But the deductibility of overhead costs should not be assumed.  There is conflicting authority as to what overhead costs can be deducted and to what extent.  For example, two reported appellate cases illustrate this point in their opposite holdings on the deductibility of COPAS overhead costs.  While the split in these cases appears to be primarily sourced from how the parties made their arguments at trial and how the trial court holding was appealed, both cases reinforce the idea that the more direct the relationship of overhead costs to the drilling of specific wells, the more likely those costs can be deducted.  If the cost is something that would have occurred regardless of whether the well or wells were drilled (e.g., indefinitely recurring office administrative costs that existed before the wells were drilled and did not change during or after), it probably can’t be deducted.

Like how basically nothing is deductible for federal income and business tax purposes anymore.

Like how basically nothing is deductible for federal income and business tax purposes anymore.

What about charging interest and deducting it from the non-producing cotenant’s share? After all, the producing cotenant fronts the money and bears all of the risk in drilling the well.  Texas courts haven’t been swayed—a producing cotenant can’t apply interest to money spent drilling a well and then deduct that interest from the non-producing cotenant’s share.  The reasoning here is that interest is derived from debt and therefore requires that a party obligate itself to pay another (whether by contract or implied by law).  So, unless a non-producing cotenant lost his or her damned mind and agreed otherwise, interest charged on money spent to drill does not qualify as a recoupable cost of production.  For similar reasons, a different court held that interest based on monthly weighted average cost of capital could not be deducted.  The producing cotenant argued that interest on capital is a cost of development and should therefore be able to be deducted. In rejecting this argument, the court reasoned that the recovery of costs by the producing cotenant is not in the capacity of a creditor—the producing cotenant recovers its costs, not debt.

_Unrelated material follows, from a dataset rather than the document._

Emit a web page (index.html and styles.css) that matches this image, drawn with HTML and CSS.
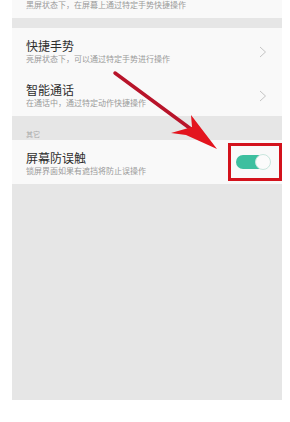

This is me when I have to ignorantly dip my toes into finance when researching the law.  It’s how I imagine many of you reading these posts, too.

This is me when I have to ignorantly dip my toes into finance when researching the law. It’s how I imagine many of you reading these posts, too.

These examples are informative, but looking at them individually and out of context does not account for the complex reality of oil and gas exploration and production.  Rarely is a singular well drilled on a tract. Even with a single well, an operator may test more than one zone, and there may be distinct drilling efforts to produce from different parts of the property and from different depths made via the same wellbore. The cost of drilling will vary from well to well, just as the rate of production is likely to vary.  It’s not uncommon for a well, after obtaining production from one zone or formation, to be either plugged back or deepened in an effort to produce from different zones or formations.  The variables are many.  The point here being that the analysis gets complicated very quickly when a producing cotenant conducts multiple drilling operations in the same tract. 

You want to allocate what??  With how many wells??  And you want contractual and record title reported??  Sign us up!

You want to allocate what?? With how many wells?? And you want contractual and record title reported?? Sign us up!

This overall analysis always falls back to whether the costs were reasonable and necessary in order to obtain production, but a nuance emerges within the analysis where “necessary” morphs into a question of how effectively the activity (which costs money) can be pegged as a reason (or cause) for the production.  To put it another way: Can the activity be logically tied to eventual production even if the activity itself did not directly result in production?  And to flip the question: Was the activity intended to obtain or eventually obtain production and was it successful in doing so?  Unfortunately for producing cotenants, this question is generally answered by a jury, which is full of people unable to think logically enough to get out of jury duty, so there are no guarantees or slam dunks that any given cost can be deducted even if it’s painfully obvious that the underlying activity directly or proximately resulted in production.

Are you willing to take the “business risk”?  A favorite of chickenshit attorneys everywhere—push it back on the client as a business risk!

Are you willing to take the “business risk”? A favorite of chickenshit attorneys everywhere—push it back on the client as a business risk!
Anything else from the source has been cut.